The US President has promised to “handle it”, but we don’t know how, as the military options are all too ghastly. After the Olympics, we may end up with a belligerent North that thinks they get to decide when they talk, rather than make concessions for the opportunity.
With China, the real estate mogul who once tweeted “we have to get tough with China before they destroy us” has found himself flattered by President Xi Jinping in the Forbidden City, and at times pleading openly for more Chinese pressure on North Korea.
The relationship has been pragmatic and complex, yet not majorly different from the Obama years, bar the noise that it soon will be.
There are two places where the Trump administration has stated a specific policy that they own.
First is the recent statement by Secretary of State Rex Tillerson outlining five major points that need to be satisfied for the US to stop being “engaged” in Syria.

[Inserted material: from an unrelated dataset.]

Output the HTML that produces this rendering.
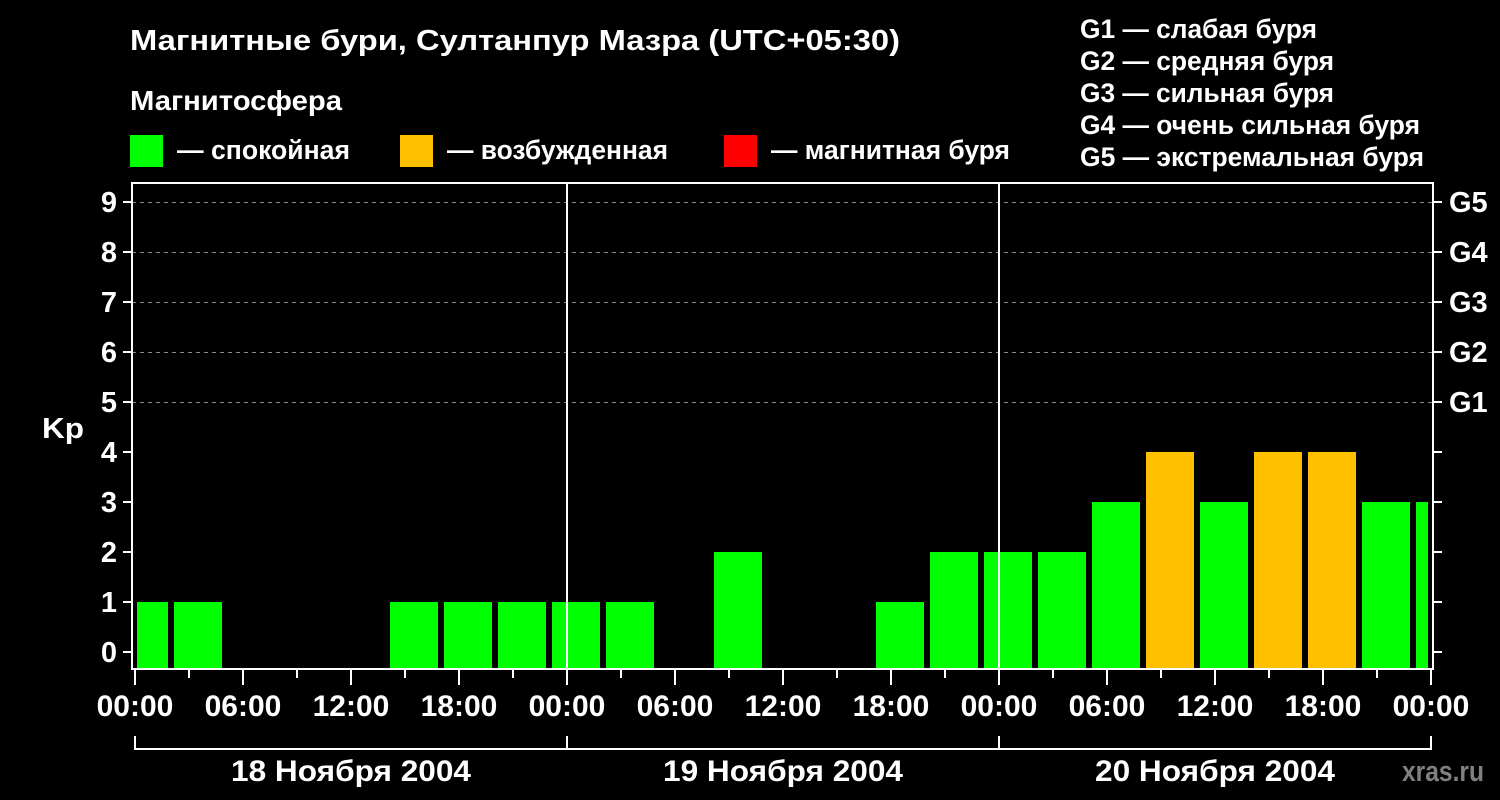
<!DOCTYPE html>
<html><head><meta charset="utf-8"><style>
html,body{margin:0;padding:0;background:#000;width:1500px;height:800px;overflow:hidden}
svg{display:block}
text{font-family:"Liberation Sans",sans-serif;font-weight:bold;fill:#fff}
</style></head><body>
<svg width="1500" height="800" viewBox="0 0 1500 800">
<rect width="1500" height="800" fill="#000"/>
<text x="130" y="50" font-size="29" textLength="770" lengthAdjust="spacingAndGlyphs">Магнитные бури, Султанпур Мазра (UTC+05:30)</text>
<text x="130" y="110" font-size="28" textLength="212" lengthAdjust="spacingAndGlyphs">Магнитосфера</text>
<rect x="130" y="135" width="33" height="32" fill="#00ff00"/>
<text x="177" y="159" font-size="27" textLength="173" lengthAdjust="spacingAndGlyphs">— спокойная</text>
<rect x="400" y="135" width="33" height="32" fill="#ffc000"/>
<text x="447" y="159" font-size="27" textLength="221" lengthAdjust="spacingAndGlyphs">— возбужденная</text>
<rect x="724" y="135" width="33" height="32" fill="#ff0000"/>
<text x="771" y="159" font-size="27" textLength="239" lengthAdjust="spacingAndGlyphs">— магнитная буря</text>
<g font-size="27" lengthAdjust="spacingAndGlyphs">
<text x="1080" y="38" textLength="237" lengthAdjust="spacingAndGlyphs">G1 — слабая буря</text>
<text x="1080" y="70" textLength="254" lengthAdjust="spacingAndGlyphs">G2 — средняя буря</text>
<text x="1080" y="102" textLength="254" lengthAdjust="spacingAndGlyphs">G3 — сильная буря</text>
<text x="1080" y="134" textLength="340" lengthAdjust="spacingAndGlyphs">G4 — очень сильная буря</text>
<text x="1080" y="166" textLength="344" lengthAdjust="spacingAndGlyphs">G5 — экстремальная буря</text>
</g>
<g stroke="#888" stroke-dasharray="4,4" stroke-width="1">
<line x1="132" y1="202.5" x2="1432" y2="202.5"/>
<line x1="132" y1="252.5" x2="1432" y2="252.5"/>
<line x1="132" y1="302.5" x2="1432" y2="302.5"/>
<line x1="132" y1="352.5" x2="1432" y2="352.5"/>
<line x1="132" y1="402.5" x2="1432" y2="402.5"/>
</g>
<g fill="#00ff00">
<rect x="137" y="602" width="31" height="66"/>
<rect x="174" y="602" width="48" height="66"/>
<rect x="390" y="602" width="48" height="66"/>
<rect x="444" y="602" width="48" height="66"/>
<rect x="498" y="602" width="48" height="66"/>
<rect x="552" y="602" width="48" height="66"/>
<rect x="606" y="602" width="48" height="66"/>
<rect x="714" y="552" width="48" height="116"/>
<rect x="876" y="602" width="48" height="66"/>
<rect x="930" y="552" width="48" height="116"/>
<rect x="984" y="552" width="48" height="116"/>
<rect x="1038" y="552" width="48" height="116"/>
<rect x="1092" y="502" width="48" height="166"/>
<rect x="1200" y="502" width="48" height="166"/>
<rect x="1362" y="502" width="48" height="166"/>
<rect x="1416" y="502" width="12" height="166"/>
</g>
<g fill="#ffc000">
<rect x="1146" y="452" width="48" height="216"/>
<rect x="1254" y="452" width="48" height="216"/>
<rect x="1308" y="452" width="48" height="216"/>
</g>
<g stroke="#fff" stroke-width="2" fill="none">
<path d="M132 183 V669 H1433 V183 Z"/>
<line x1="567" y1="183" x2="567" y2="668"/>
<line x1="999" y1="183" x2="999" y2="668"/>
<path d="M123 202H132M123 252H132M123 302H132M123 352H132M123 402H132M123 452H132M123 502H132M123 552H132M123 602H132M123 652H132"/>
<path d="M1433 202H1442M1433 252H1442M1433 302H1442M1433 352H1442M1433 402H1442M1433 452H1442M1433 502H1442M1433 552H1442M1433 602H1442M1433 652H1442"/>
<path d="M135 669V685M243 669V685M351 669V685M459 669V685M567 669V685M675 669V685M783 669V685M891 669V685M999 669V685M1107 669V685M1215 669V685M1323 669V685M1431 669V685"/>
<path d="M189 669V678M297 669V678M405 669V678M513 669V678M621 669V678M729 669V678M837 669V678M945 669V678M1053 669V678M1161 669V678M1269 669V678M1377 669V678"/>
<path d="M135 736V749H1431V736M567 736V749M999 736V749"/>
</g>
<g font-size="29" text-anchor="end">
<text x="117" y="212">9</text><text x="117" y="262">8</text><text x="117" y="312">7</text>
<text x="117" y="362">6</text><text x="117" y="412">5</text><text x="117" y="462">4</text>
<text x="117" y="512">3</text><text x="117" y="562">2</text><text x="117" y="612">1</text>
<text x="117" y="662">0</text>
</g>
<text x="42" y="438" font-size="29" textLength="42" lengthAdjust="spacingAndGlyphs">Kp</text>
<g font-size="29">
<text x="1449" y="212">G5</text><text x="1449" y="262">G4</text><text x="1449" y="312">G3</text>
<text x="1449" y="362">G2</text><text x="1449" y="412">G1</text>
</g>
<g font-size="30" text-anchor="middle">
<text x="135" y="716">00:00</text><text x="243" y="716">06:00</text><text x="351" y="716">12:00</text>
<text x="459" y="716">18:00</text><text x="567" y="716">00:00</text><text x="675" y="716">06:00</text>
<text x="783" y="716">12:00</text><text x="891" y="716">18:00</text><text x="999" y="716">00:00</text>
<text x="1107" y="716">06:00</text><text x="1215" y="716">12:00</text><text x="1323" y="716">18:00</text>
<text x="1431" y="716">00:00</text>
<text x="351" y="781" textLength="240" lengthAdjust="spacingAndGlyphs">18 Ноября 2004</text>
<text x="783" y="781" textLength="240" lengthAdjust="spacingAndGlyphs">19 Ноября 2004</text>
<text x="1215" y="781" textLength="240" lengthAdjust="spacingAndGlyphs">20 Ноября 2004</text>
</g>
<text x="1484" y="781" font-size="29" text-anchor="end" textLength="82" lengthAdjust="spacingAndGlyphs" style="fill:#808080">xras.ru</text>
</svg>
</body></html>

It’s pretty extensive, and hard to satisfy, amounting to a series of reasons why the handful of US troops in Northern Syria might remain there for months, if not years longer.
It’s exactly the opposite of what US allies feared an isolationist and tired White House would do — inserting American forces for the long haul into a war the Obama administration bent over backwards to keep out of. But it isn’t a major change: those troops were there when Trump came into power, and they will stay there.
In Afghanistan, the Commander in Chief has personally articulated a strategy for “winning,” yet it does not differ massively from the 16 years of policies that have gone before it.
It shows commitment and a slight uptick in firepower and capabilities. But it is not a new approach. NATO allies are being asked to help out too, but the effort is still an American one, and will continue to be.
So on the other side of the Atlantic we are left asking what has really changed? And the answer is little: that there is much fury and smoke, but not a lot of fire to go with it.
Trump often has an angry posture, or several, for every foreign policy challenge. But the actions that follow it are very familiar.
That might be comforting to fans of American engagement — they are not wholesale retreating across the Atlantic as former White House chief strategist Steve Bannon once intimated.
Yet they should not be lighting cigars either. The Trump White House has yet to experience a “bolt from the blue” challenge overseas. And its Commander in Chief hasn’t yet been presented with real policy choices that match the fire of his tweets.